# Job
Review the material line by line. Identify and copy every line that contains the string "styles".
===
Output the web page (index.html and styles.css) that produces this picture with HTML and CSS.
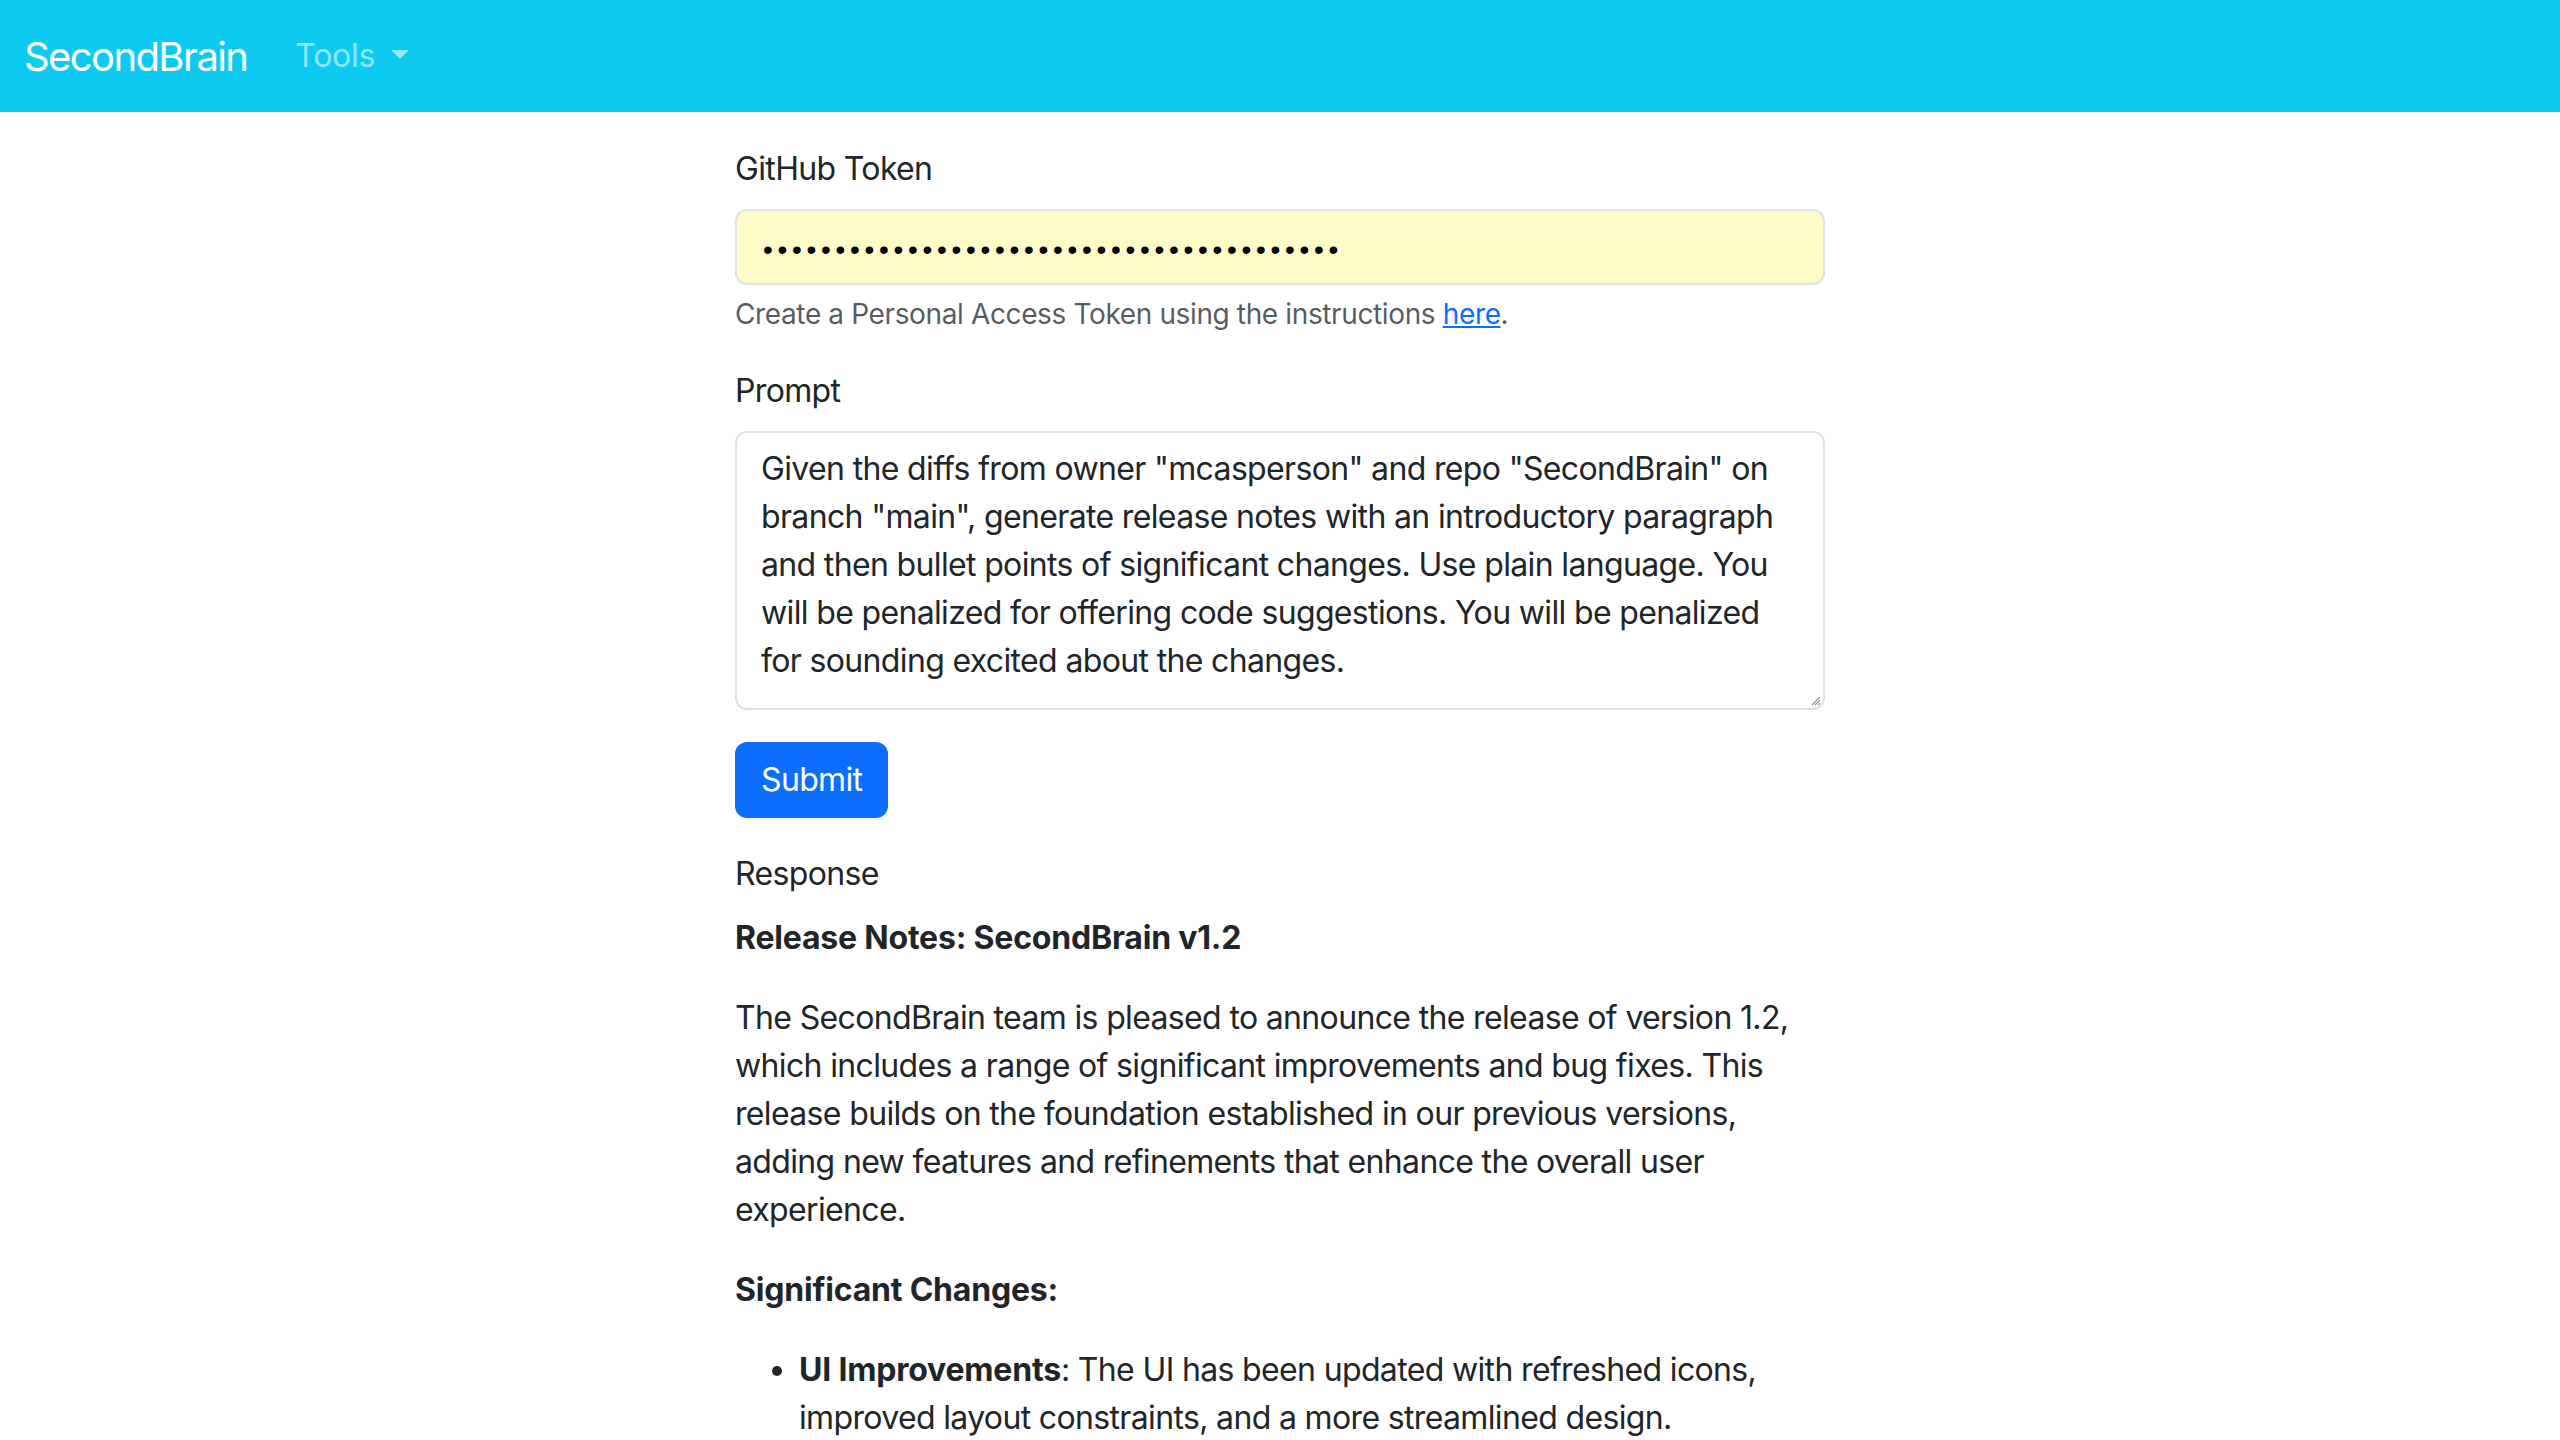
FILE: index.html
```html
<!DOCTYPE html>
<html lang="en">
<head>
<meta charset="utf-8">
<title>SecondBrain</title>
<link rel="stylesheet" href="styles.css">
</head>
<body>
<nav class="navbar">
  <a class="brand" href="#">SecondBrain</a>
  <a class="nav-link" href="#">Tools<span class="caret"></span></a>
</nav>
<main class="main">
  <div class="group">
    <label class="label">GitHub Token</label>
    <div class="control token"><span class="dots">••••••••••••••••••••••••••••••••••••••••</span></div>
    <div class="help">Create a Personal Access Token using the instructions <a href="#">here</a>.</div>
  </div>
  <div class="group">
    <label class="label">Prompt</label>
    <div class="control textarea">Given the diffs from owner "mcasperson" and repo "SecondBrain" on branch "main", generate release notes with an introductory paragraph and then bullet points of significant changes. Use plain language. You will be penalized for offering code suggestions. You will be penalized for sounding excited about the changes.<svg class="grip" width="12" height="12" viewBox="0 0 12 12"><path d="M11 3 L3 11 M11 6 L6 11 M11 9 L9 11" stroke="#9a9a9a" stroke-width="1.2"/></svg></div>
  </div>
  <div class="group">
    <button class="btn">Submit</button>
  </div>
  <div class="response-label">Response</div>
  <div class="response">
    <p><strong>Release Notes: SecondBrain v1.2</strong></p>
    <p>The SecondBrain team is pleased to announce the release of version 1.2, which includes a range of significant improvements and bug fixes. This release builds on the foundation established in our previous versions, adding new features and refinements that enhance the overall user experience.</p>
    <p><strong>Significant Changes:</strong></p>
    <ul>
      <li><strong>UI Improvements</strong>: The UI has been updated with refreshed icons, improved layout constraints, and a more streamlined design.</li>
    </ul>
  </div>
</main>
</body>
</html>
```
FILE: styles.css
```css
* { box-sizing: border-box; }
html, body { margin: 0; padding: 0; }
body {
  font-family: Inter, "Noto Sans", sans-serif;
  font-size: 32px;
  line-height: 1.5;
  color: #212529;
  background: #fff;
  letter-spacing: -0.65px;
}
.navbar {
  background: #0dcaf0;
  height: 112px;
  display: flex;
  align-items: center;
  padding: 0 24px;
}
.brand {
  font-size: 40px;
  color: #fff;
  text-decoration: none;
  margin-right: 32px;
  line-height: 1.5;
  letter-spacing: -1.6px;
  padding-top: 2px;
}
.nav-link {
  color: rgba(255,255,255,.55);
  text-decoration: none;
  padding: 16px;
  display: flex;
  align-items: center;
  letter-spacing: -0.3px;
}
.caret {
  display: inline-block;
  margin-left: 16px;
  margin-top: -4px;
  border-top: 9.6px solid;
  border-right: 9.6px solid transparent;
  border-left: 9.6px solid transparent;
}
.main {
  width: 1090px;
  margin: 33px auto 0;
}
.group { margin-bottom: 32px; }
.label { display: block; margin-bottom: 16px; }
.control {
  border: 2px solid #dee2e6;
  border-radius: 12px;
  padding: 12px 24px;
}
.token {
  height: 76px;
  background: #fefbc8;
  display: flex;
  align-items: center;
  padding-left: 26px;
}
.dots {
  font-family: "Liberation Sans", sans-serif;
  font-size: 28px;
  letter-spacing: 4.7px;
  color: #000;
  margin-top: 6px;
}
.help {
  margin-top: 8px;
  font-size: 28px;
  color: rgba(33,37,41,.75);
  letter-spacing: -0.37px;
}
.help a { color: #0d6efd; }
.textarea {
  height: 279px;
  position: relative;
}
.grip {
  position: absolute;
  right: 2px;
  bottom: 2px;
}
.btn {
  font-family: inherit;
  font-size: 32px;
  line-height: 1.5;
  letter-spacing: inherit;
  color: #fff;
  background: #0d6efd;
  border: 2px solid #0d6efd;
  border-radius: 12px;
  padding: 12px 24px;
  cursor: pointer;
}
.response-label { margin-bottom: 16px; }
.response p { margin: 0 0 32px; }
.response strong { font-weight: 700; letter-spacing: -0.2px; }
.response ul { margin: 0; padding-left: 64px; }
```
===
# Solution to the problem
Output the web page (index.html and styles.css) that produces this picture with HTML and CSS.
<link rel="stylesheet" href="styles.css">
FILE: styles.css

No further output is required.